**Collected material**
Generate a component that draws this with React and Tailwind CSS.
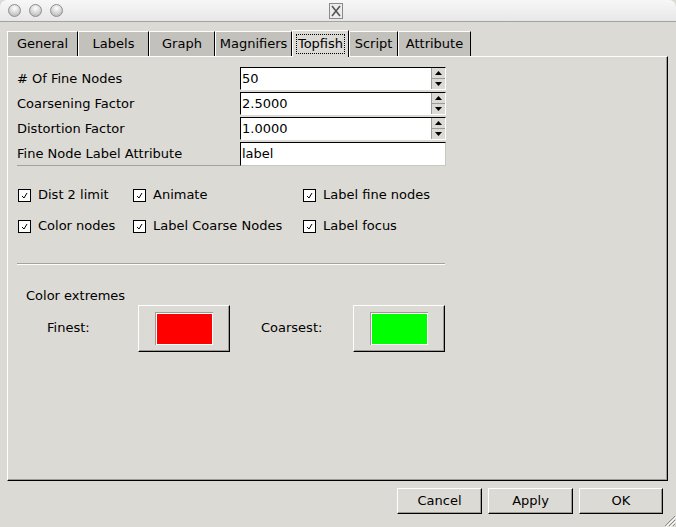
const raised =
  "border-t border-l border-t-white border-l-white border-r border-b border-r-black border-b-black shadow-[inset_-1px_-1px_0_#9d9b95]";

const Spinner = ({ value }) => (
  <div className="flex h-[23px] w-[206px] border-t border-l border-t-black border-l-black border-r border-b border-r-white border-b-white bg-white">
    <div className="flex-1 flex items-center pl-[1px] text-[13px]">{value}</div>
    <div className="flex flex-col w-[14px] bg-[#dcdad5] border-l border-l-[#9d9b95]">
      <div className="flex-1 flex items-center justify-center border-b border-b-[#9d9b95]">
        <svg width="7" height="4" viewBox="0 0 7 4">
          <path d="M0 4 L3.5 0 L7 4 Z" fill="#000" />
        </svg>
      </div>
      <div className="flex-1 flex items-center justify-center">
        <svg width="7" height="4" viewBox="0 0 7 4">
          <path d="M0 0 L3.5 4 L7 0 Z" fill="#000" />
        </svg>
      </div>
    </div>
  </div>
);

const Check = ({ label, className = "" }) => (
  <div className={`flex items-center ${className}`}>
    <div className="w-[13px] h-[13px] ml-[1px] border border-black bg-white flex items-center justify-center">
      <svg width="9" height="9" viewBox="0 0 9 9">
        <path d="M2 5 L4 7 L7 2" stroke="#000" strokeWidth="1" fill="none" />
      </svg>
    </div>
    <span className="ml-[7px]">{label}</span>
  </div>
);

const ColorButton = ({ color }) => (
  <div className={`w-[92px] h-[47px] flex items-center justify-center bg-[#dcdad5] ${raised}`}>
    <div className="border-t border-l border-t-[#9d9b95] border-l-[#9d9b95]">
      <div className={`w-[57px] h-[32px] border border-white ${color}`} />
    </div>
  </div>
);

const tabs = [
  { name: "General", w: "w-[71px]" },
  { name: "Labels", w: "w-[71px]" },
  { name: "Graph", w: "w-[66px]" },
  { name: "Magnifiers", w: "w-[77px]" },
  { name: "Topfish", w: "w-[57px]", active: true },
  { name: "Script", w: "w-[49px]" },
  { name: "Attribute", w: "w-[73px]" },
];

const App = () => {
  return (
    <div className="w-[676px] h-[527px] bg-[#dcdad5] flex flex-col text-black text-[13px] font-['DejaVu_Sans',sans-serif] overflow-hidden">
      {/* title bar */}
      <div className="h-[22px] flex items-center relative rounded-t-[7px] border-b border-b-[#a3a29e] bg-gradient-to-b from-[#f7f7f7] to-[#e7e7e7]">
        <div className="flex gap-[8px] ml-[8px] -mt-[1px]">
          {[0, 1, 2].map((i) => (
            <div
              key={i}
              className="w-[13px] h-[13px] rounded-full border border-[#8e8e8e] bg-[radial-gradient(circle_at_50%_30%,#ffffff,#cfcfcf_60%,#a9a9a9)]"
            />
          ))}
        </div>
        <div className="absolute left-[329px] top-[3px]">
          <svg width="14" height="16" viewBox="0 0 14 16">
            <rect x="0.5" y="0.5" width="13" height="15" fill="#ececec" stroke="#8a8a8a" />
            <path d="M3 3 L11 13 M11 3 L3 13" stroke="#555" strokeWidth="1.6" />
          </svg>
        </div>
      </div>

      <div className="pl-[7px] pr-[8px]">
        {/* tabs */}
        <div className="flex items-end h-[34px]">
          {tabs.map((t) =>
            t.active ? (
              <div
                key={t.name}
                className={`${t.w} h-[27px] bg-[#dcdad5] border-t border-l border-t-white border-l-white border-r border-r-black -mb-[1px] relative z-10 flex items-center justify-center`}
              >
                <span className="border border-dotted border-black px-[1px] h-[20px] flex items-center">
                  {t.name}
                </span>
              </div>
            ) : (
              <div
                key={t.name}
                className={`${t.w} h-[25px] bg-[#c3c1bc] border-t border-l border-t-white border-l-white border-r border-r-black flex items-center justify-center`}
              >
                {t.name}
              </div>
            )
          )}
        </div>

        {/* panel */}
        <div className="h-[425px] border-t border-l border-t-white border-l-white border-r border-b border-r-black border-b-black shadow-[inset_-1px_-1px_0_#9d9b95] pl-[9px] pt-[10px]">
          <div className="flex flex-col gap-[2px]">
            <div className="flex items-center">
              <div className="w-[223px]"># Of Fine Nodes</div>
              <Spinner value="50" />
            </div>
            <div className="flex items-center">
              <div className="w-[223px]">Coarsening Factor</div>
              <Spinner value="2.5000" />
            </div>
            <div className="flex items-center">
              <div className="w-[223px]">Distortion Factor</div>
              <Spinner value="1.0000" />
            </div>
            <div className="flex items-center">
              <div className="w-[223px] h-[23px] flex items-center border-b border-b-[#a3a29e]">
                Fine Node Label Attribute
              </div>
              <div className="w-[206px] h-[24px] bg-white border-t border-l border-t-black border-l-black border-r border-b border-r-[#c9c7c2] border-b-[#c9c7c2] flex items-center pl-[1px]">
                label
              </div>
            </div>
          </div>

          <div className="mt-[21px] flex flex-col gap-[15px]">
            <div className="flex h-[16px]">
              <Check label="Dist 2 limit" className="w-[115px]" />
              <Check label="Animate" className="w-[170px]" />
              <Check label="Label fine nodes" />
            </div>
            <div className="flex h-[16px]">
              <Check label="Color nodes" className="w-[115px]" />
              <Check label="Label Coarse Nodes" className="w-[170px]" />
              <Check label="Label focus" />
            </div>
          </div>

          <div className="mt-[29px] w-[428px] border-t border-t-[#a3a29e] border-b border-b-white" />

          <div className="mt-[21px] ml-[9px]">Color extremes</div>
          <div className="-mt-[1px] flex items-center">
            <div className="w-[121px] pl-[30px]">Finest:</div>
            <ColorButton color="bg-[#ff0000]" />
            <div className="w-[123px] pl-[31px]">Coarsest:</div>
            <ColorButton color="bg-[#00ff00]" />
          </div>
        </div>
      </div>

      {/* bottom buttons */}
      <div className="flex justify-end gap-[6px] pr-[13px] mt-[7px] relative">
        <button className={`w-[85px] h-[26px] bg-[#dcdad5] ${raised}`}>Cancel</button>
        <button className={`w-[85px] h-[26px] bg-[#dcdad5] ${raised}`}>Apply</button>
        <button className={`w-[84px] h-[26px] bg-[#dcdad5] ${raised}`}>OK</button>
        <div className="absolute right-0 top-[26px]">
          <svg width="13" height="13" viewBox="0 0 13 13">
            <path d="M12 2 L2 12 M12 6 L6 12 M12 10 L10 12" stroke="#8e8c86" strokeWidth="1" />
            <path d="M13 3 L3 13 M13 7 L7 13" stroke="#ffffff" strokeWidth="1" />
          </svg>
        </div>
      </div>
    </div>
  );
};

export default App;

**Task goal**
Reproduce the material above in full and without alteration, but skip all pictures.

**Answer for this exercise**
Generate a component that draws this with React and Tailwind CSS.
const raised =
  "border-t border-l border-t-white border-l-white border-r border-b border-r-black border-b-black shadow-[inset_-1px_-1px_0_#9d9b95]";

const Spinner = ({ value }) => (
  <div className="flex h-[23px] w-[206px] border-t border-l border-t-black border-l-black border-r border-b border-r-white border-b-white bg-white">
    <div className="flex-1 flex items-center pl-[1px] text-[13px]">{value}</div>
    <div className="flex flex-col w-[14px] bg-[#dcdad5] border-l border-l-[#9d9b95]">
      <div className="flex-1 flex items-center justify-center border-b border-b-[#9d9b95]">
        <svg width="7" height="4" viewBox="0 0 7 4">
          <path d="M0 4 L3.5 0 L7 4 Z" fill="#000" />
        </svg>
      </div>
      <div className="flex-1 flex items-center justify-center">
        <svg width="7" height="4" viewBox="0 0 7 4">
          <path d="M0 0 L3.5 4 L7 0 Z" fill="#000" />
        </svg>
      </div>
    </div>
  </div>
);

const Check = ({ label, className = "" }) => (
  <div className={`flex items-center ${className}`}>
    <div className="w-[13px] h-[13px] ml-[1px] border border-black bg-white flex items-center justify-center">
      <svg width="9" height="9" viewBox="0 0 9 9">
        <path d="M2 5 L4 7 L7 2" stroke="#000" strokeWidth="1" fill="none" />
      </svg>
    </div>
    <span className="ml-[7px]">{label}</span>
  </div>
);

const ColorButton = ({ color }) => (
  <div className={`w-[92px] h-[47px] flex items-center justify-center bg-[#dcdad5] ${raised}`}>
    <div className="border-t border-l border-t-[#9d9b95] border-l-[#9d9b95]">
      <div className={`w-[57px] h-[32px] border border-white ${color}`} />
    </div>
  </div>
);

const tabs = [
  { name: "General", w: "w-[71px]" },
  { name: "Labels", w: "w-[71px]" },
  { name: "Graph", w: "w-[66px]" },
  { name: "Magnifiers", w: "w-[77px]" },
  { name: "Topfish", w: "w-[57px]", active: true },
  { name: "Script", w: "w-[49px]" },
  { name: "Attribute", w: "w-[73px]" },
];

const App = () => {
  return (
    <div className="w-[676px] h-[527px] bg-[#dcdad5] flex flex-col text-black text-[13px] font-['DejaVu_Sans',sans-serif] overflow-hidden">
      {/* title bar */}
      <div className="h-[22px] flex items-center relative rounded-t-[7px] border-b border-b-[#a3a29e] bg-gradient-to-b from-[#f7f7f7] to-[#e7e7e7]">
        <div className="flex gap-[8px] ml-[8px] -mt-[1px]">
          {[0, 1, 2].map((i) => (
            <div
              key={i}
              className="w-[13px] h-[13px] rounded-full border border-[#8e8e8e] bg-[radial-gradient(circle_at_50%_30%,#ffffff,#cfcfcf_60%,#a9a9a9)]"
            />
          ))}
        </div>
        <div className="absolute left-[329px] top-[3px]">
          <svg width="14" height="16" viewBox="0 0 14 16">
            <rect x="0.5" y="0.5" width="13" height="15" fill="#ececec" stroke="#8a8a8a" />
            <path d="M3 3 L11 13 M11 3 L3 13" stroke="#555" strokeWidth="1.6" />
          </svg>
        </div>
      </div>

      <div className="pl-[7px] pr-[8px]">
        {/* tabs */}
        <div className="flex items-end h-[34px]">
          {tabs.map((t) =>
            t.active ? (
              <div
                key={t.name}
                className={`${t.w} h-[27px] bg-[#dcdad5] border-t border-l border-t-white border-l-white border-r border-r-black -mb-[1px] relative z-10 flex items-center justify-center`}
              >
                <span className="border border-dotted border-black px-[1px] h-[20px] flex items-center">
                  {t.name}
                </span>
              </div>
            ) : (
              <div
                key={t.name}
                className={`${t.w} h-[25px] bg-[#c3c1bc] border-t border-l border-t-white border-l-white border-r border-r-black flex items-center justify-center`}
              >
                {t.name}
              </div>
            )
          )}
        </div>

        {/* panel */}
        <div className="h-[425px] border-t border-l border-t-white border-l-white border-r border-b border-r-black border-b-black shadow-[inset_-1px_-1px_0_#9d9b95] pl-[9px] pt-[10px]">
          <div className="flex flex-col gap-[2px]">
            <div className="flex items-center">
              <div className="w-[223px]"># Of Fine Nodes</div>
              <Spinner value="50" />
            </div>
            <div className="flex items-center">
              <div className="w-[223px]">Coarsening Factor</div>
              <Spinner value="2.5000" />
            </div>
            <div className="flex items-center">
              <div className="w-[223px]">Distortion Factor</div>
              <Spinner value="1.0000" />
            </div>
            <div className="flex items-center">
              <div className="w-[223px] h-[23px] flex items-center border-b border-b-[#a3a29e]">
                Fine Node Label Attribute
              </div>
              <div className="w-[206px] h-[24px] bg-white border-t border-l border-t-black border-l-black border-r border-b border-r-[#c9c7c2] border-b-[#c9c7c2] flex items-center pl-[1px]">
                label
              </div>
            </div>
          </div>

          <div className="mt-[21px] flex flex-col gap-[15px]">
            <div className="flex h-[16px]">
              <Check label="Dist 2 limit" className="w-[115px]" />
              <Check label="Animate" className="w-[170px]" />
              <Check label="Label fine nodes" />
            </div>
            <div className="flex h-[16px]">
              <Check label="Color nodes" className="w-[115px]" />
              <Check label="Label Coarse Nodes" className="w-[170px]" />
              <Check label="Label focus" />
            </div>
          </div>

          <div className="mt-[29px] w-[428px] border-t border-t-[#a3a29e] border-b border-b-white" />

          <div className="mt-[21px] ml-[9px]">Color extremes</div>
          <div className="-mt-[1px] flex items-center">
            <div className="w-[121px] pl-[30px]">Finest:</div>
            <ColorButton color="bg-[#ff0000]" />
            <div className="w-[123px] pl-[31px]">Coarsest:</div>
            <ColorButton color="bg-[#00ff00]" />
          </div>
        </div>
      </div>

      {/* bottom buttons */}
      <div className="flex justify-end gap-[6px] pr-[13px] mt-[7px] relative">
        <button className={`w-[85px] h-[26px] bg-[#dcdad5] ${raised}`}>Cancel</button>
        <button className={`w-[85px] h-[26px] bg-[#dcdad5] ${raised}`}>Apply</button>
        <button className={`w-[84px] h-[26px] bg-[#dcdad5] ${raised}`}>OK</button>
        <div className="absolute right-0 top-[26px]">
          <svg width="13" height="13" viewBox="0 0 13 13">
            <path d="M12 2 L2 12 M12 6 L6 12 M12 10 L10 12" stroke="#8e8c86" strokeWidth="1" />
            <path d="M13 3 L3 13 M13 7 L7 13" stroke="#ffffff" strokeWidth="1" />
          </svg>
        </div>
      </div>
    </div>
  );
};

export default App;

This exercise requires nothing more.